» PROBLEM: Retype word for word the first line of the listing and each line after it up to the line with "import React from", with the pictures taken out.

» SUPPLIED DATA:
──────
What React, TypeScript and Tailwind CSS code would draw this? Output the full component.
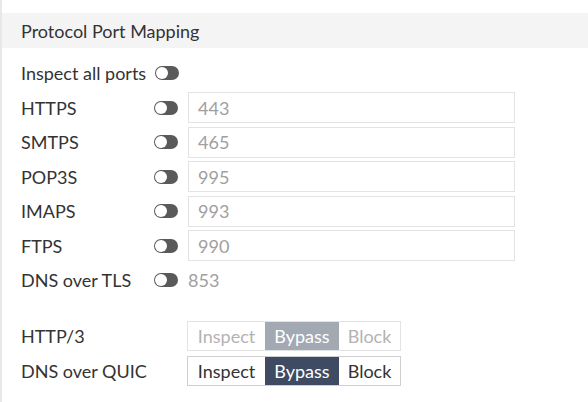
import React from "react";

function Toggle() {
  return (
    <div className="relative w-[24px] h-[14px] rounded-full bg-[#5a5a5a] shrink-0">
      <div className="absolute left-[1px] top-[1px] w-[12px] h-[12px] rounded-full bg-white" />
    </div>
  );
}

function PortRow({ label, value }: { label: string; value: string }) {
  return (
    <div className="flex items-center h-[31px] mt-[3.5px]">
      <div className="w-[133px] shrink-0">{label}</div>
      <Toggle />
      <div className="ml-[10px] w-[327px] h-[31px] border border-[#e3e3e3] flex items-center pl-[9px] text-[#a0a0a0]">
        {value}
      </div>
    </div>
  );
}

function Segmented({ disabled }: { disabled?: boolean }) {
  const border = disabled ? "border-[#e3e3e3]" : "border-[#cfcfcf]";
  const text = disabled ? "text-[#b3b3b3]" : "text-[#333]";
  const active = disabled ? "bg-[#a3a9b3]" : "bg-[#3f4b62]";
  return (
    <div className={`flex h-[30px] border ${border} w-[214px]`}>
      <div className={`w-[77px] flex items-center justify-center ${text}`}>Inspect</div>
      <div className={`w-[74px] flex items-center justify-center text-white ${active}`}>Bypass</div>
      <div className={`flex-1 flex items-center justify-center ${text}`}>Block</div>
    </div>
  );
}

export default function App() {
  return (
    <div
      className="w-[588px] h-[402px] bg-white border-l-2 border-[#e8e8e8] pt-[13px] text-[18px] leading-[22px] text-[#333] overflow-hidden"
      style={{ fontFamily: "Lato, 'Open Sans', sans-serif" }}
    >
      <div className="h-[35px] bg-[#f4f4f4] pl-[19px] flex items-center">Protocol Port Mapping</div>
      <div className="pl-[19px] pt-[6px]">
        <div className="flex items-center h-[31px] mt-[3.5px]">
          <div className="mr-[9px]">Inspect all ports</div>
          <Toggle />
        </div>
        <PortRow label="HTTPS" value="443" />
        <PortRow label="SMTPS" value="465" />
        <PortRow label="POP3S" value="995" />
        <PortRow label="IMAPS" value="993" />
        <PortRow label="FTPS" value="990" />
        <div className="flex items-center h-[31px] mt-[3.5px]">
          <div className="w-[133px] shrink-0">DNS over TLS</div>
          <Toggle />
          <div className="ml-[10px] text-[#a0a0a0]">853</div>
        </div>
        <div className="flex items-center mt-[25.5px]">
          <div className="w-[166px] shrink-0">HTTP/3</div>
          <Segmented disabled />
        </div>
        <div className="flex items-center mt-[5px]">
          <div className="w-[166px] shrink-0">DNS over QUIC</div>
          <Segmented />
        </div>
      </div>
    </div>
  );
}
──────
» RESULT OF THE TASK:
What React, TypeScript and Tailwind CSS code would draw this? Output the full component.
import React from "react";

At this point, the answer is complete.